How much should I spend to test POD ad targeting?
Plan for $30-50 per ad set over 3-5 days as a minimum test. You need enough data - roughly 50 link clicks per ad set - to make a meaningful call. If you have 3 audiences to test, budget $150-200 for the test phase. Don't judge an ad set after one day. And don't leave a zero-conversion ad set running for two weeks hoping it turns around.
Can I use the same audience for product ads and biz-opp POD ads?
No. These are completely different buyers. Someone shopping for a custom gift has nothing in common psychologically with someone researching a side hustle.

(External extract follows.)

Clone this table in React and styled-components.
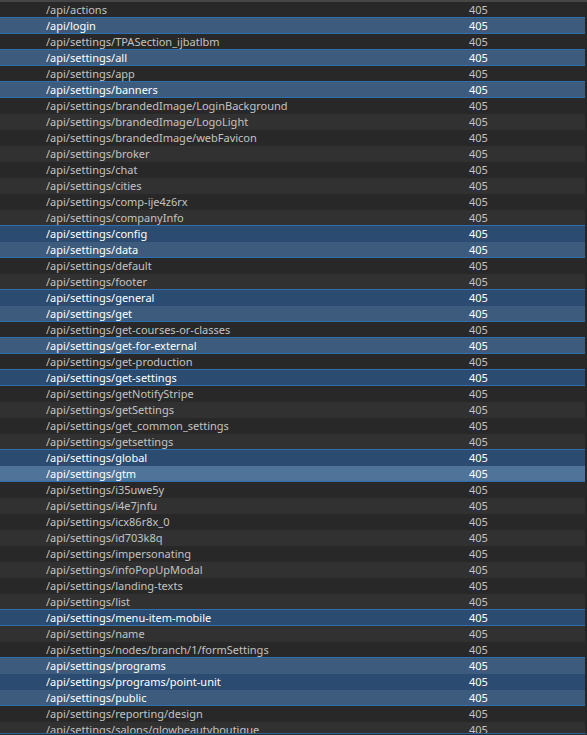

Using the same audience for both ad types dilutes your targeting, confuses the algorithm, and produces bad data. Keep product buyer campaigns and biz-opp campaigns in entirely separate ad accounts if possible, or at minimum in separate campaigns with no shared audiences.
What targeting works for TikTok POD ads?
TikTok interest targeting for POD works best when combined with hashtag and creator account targeting in the same ad set. Target the niche identity interest (Pets, Sports, specific hobbies), add hashtag targeting around that niche (#nurselife, #teacherappreciation), and then use Spark Ads to boost organic-looking content. TikTok's algorithm is strong enough that broad targeting also works well once you have conversion data - start with interest targeting, expand to broad once you have 20+ purchases in the campaign.
How do I handle compliance for POD biz-opp ad targeting on Meta?
The compliance risk on Meta for biz-opp POD ads is income claims. Any income figure - in a screenshot, overlay, or voiceover - needs a visible disclaimer in the creative itself: "Results not typical. Individual results vary." Turn off Advantage+ Creative and manually control placements. Avoid "passive income" as a headline; use "income stream" or "business model" instead. Landing page disclaimers are not enough - the disclaimer must appear in the ad creative.